Deconstructing the infinite

Mahatria Ra helped listeners set their goals for 2014 — leave your comfort zone and go for total transformation

January 04, 2014 01:39 pm | Updated May 13, 2016 07:07 am IST

04 MP Mahatria

04 MP Mahatria

At 3 p.m. sharp, the doors close at the University Centenary Hall. Mahatria Ra walks in, in his signature kurta-sherwani and haloed hair, to deliver his message, with a shot of hug-therapy. “Love you so much” he says. “If you don’t respond loudly, I’ll retain you,” he quips. The discourse is slated for two hours – a half hour beyond. We are here for initiation into infinitheism, his trademark pill for a better world. The stage is set.

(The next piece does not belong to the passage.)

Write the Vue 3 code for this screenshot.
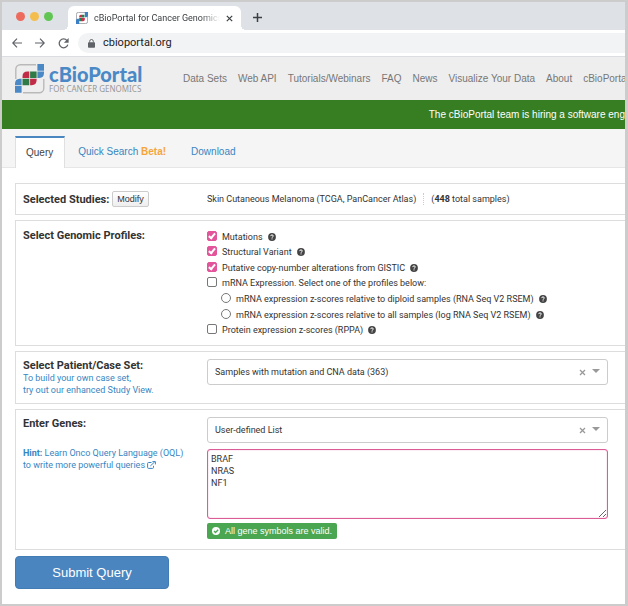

The discourse is on ‘Remember Now’, a story by Walter Dudley Cavert. Some grubs in a pond couldn’t understand why none came back after crawling up the lily stems to the surface. One of them, vowing to return to tell his story went up, rested on a lily pad and voila, transformed into a beautiful dragonfly. Flying over the pond, he peered down at his friends below, and realised that even if they could see him they would not recognise him. Cavert equates this transformation to death, but our guru gives it a living interpretation to align it with the theme: the human spirit.

Like the dragonfly, your transformation should be complete. Your past should be such that your friends won’t recognise the new you. In 2014 go for total transformation, not less-weight, less-temper, going home for dinner. It should be trans – formation, not modification.

Leave your comfort zone, he said. If you don’t give up being a grub, you will never blossom into a dragonfly. Sure, friends will say, “maritaan” (he’s changed), but that’s the price you pay for growth. Let go, take risks, move on, to harness the infinite possibilities of the future. Be a living inspiration, not a historical one. Those who cannot achieve by listening to these discourses will do it seeing your life. People should say, “if he can, I can.” The greatest joy is to inspire, not be “me, mine, myself”. Examples ranged from Gandhi and Vivekananda to Edmund Hillary and Narayana Murthy, King Khan and Warren Buffett to Rajinikanth.

There were other take-aways: Come out of excuses like “I am only a common man, I am not capable”. At birth there is no common-legend difference. All chessmen can reach the other end. Recognise the potential within you to do larger good. Soon heaven will be here, yeh hi hai jannat . He took a dig at note-takers. “We learn by doing, not from notes.” Was Arjuna taking notes? Gita was not for enhancing memory, but for transformation.”

He touched on evolutionary biology for his denouement. Humans with their sixth sense of differentiation (good/bad, pain/comfort) live in a cosmic magnetic field, he said. Cosmic is magnetic field, individual is the bio-magnetic field. Magnetise the good vibrations, turn your internal compass towards it. Millions want to do good, so get your magnet right to attract these vibrations. Ask: Is my magnet right? Check if your thoughts and feelings are right, your process is congruent to your goals, if you have the energy to carry it out. Your most dominant thought becomes the direction. Negative thinking does not bring success. Jacques Kallis got his hundred because he was a better thinker. Think for, not against.

He releases his Tamil magazine. “We broke patterns, embraced e-media, and in just 14 months, infinitheism impacted multiple times what we did in 16-and-a-half years. Sunday satsang gets the highest dataload in 124 countries.”

The best came in the end: To find your spiritual connect, try silence, meditation, non-doing. To catch that path-breaking thought, walk alone on the beach, watch fish, listen to music, sing a song that comes from your heart. Be still, enjoy moments of quiet. “Trust you will have a new future, love you,” he concludes.